System-Level Constraints on School Administrators’ Capacity to Foster Teacher Commitment in Competency- Based Curriculum Implementation in Secondary Schools: A Narrative Review
Luben Elia Mugarura, Denis Sekiwu, Fredrick Ssempala & Athanansio Bashaija
Kabale University, Uganda
https://orcid.org/0009-0008-9525-0366
Email: lubenelia@gmail.com
Abstract: School administrators play a pivotal role in shaping the conditions under which teachers implement competency-based curricula (CBC), particularly through leadership practices, resource allocation, and institutional support that influence teacher commitment. In Sub-Saharan Africa, CBC reforms have expanded rapidly over the past three decades; however, implementation outcomes remain uneven as school administrators operate within persistently constrained education systems. This narrative review synthesises empirical and policy-oriented literature on the system-level challenges confronting school administrators in strengthening teacher commitment to implementing CBC in secondary schools. The review draws on peer-reviewed studies from Google Scholar, ERIC, and Scopus, alongside grey literature from ministries of education, the United Nations Educational, Scientific and Cultural Organization, and the Organisation for Economic Co-operation and Development published between 1997 and 2025. The findings identify key system-level constraints, including limited instructional leadership capacity, weak professional development structures, large class sizes, resource and staffing shortages, accountability pressures, and policy–practice misalignment.
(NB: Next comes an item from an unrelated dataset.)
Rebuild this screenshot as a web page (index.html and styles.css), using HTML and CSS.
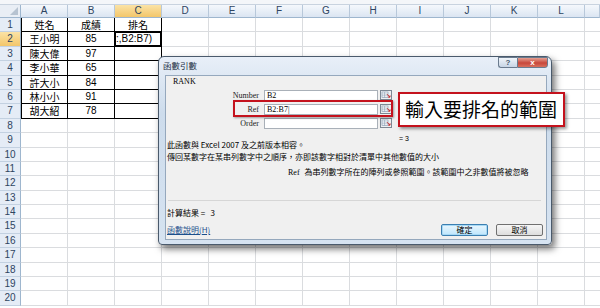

Collectively, these interacting constraints position school administrators as change agents operating within highly constrained systems, thereby limiting their capacity to foster sustained affective and normative teacher commitment to implementing CBC. The review highlights the need for policy and institutional reforms that strengthen school-level leadership capacity and provide enabling conditions for administrators to support teachers’ engagement with CBC requirements. It concludes that without addressing the system-level constraints on school administrators’ capacity, efforts to strengthen teachers’ commitment and sustain CBC implementation in secondary schools are unlikely to succeed.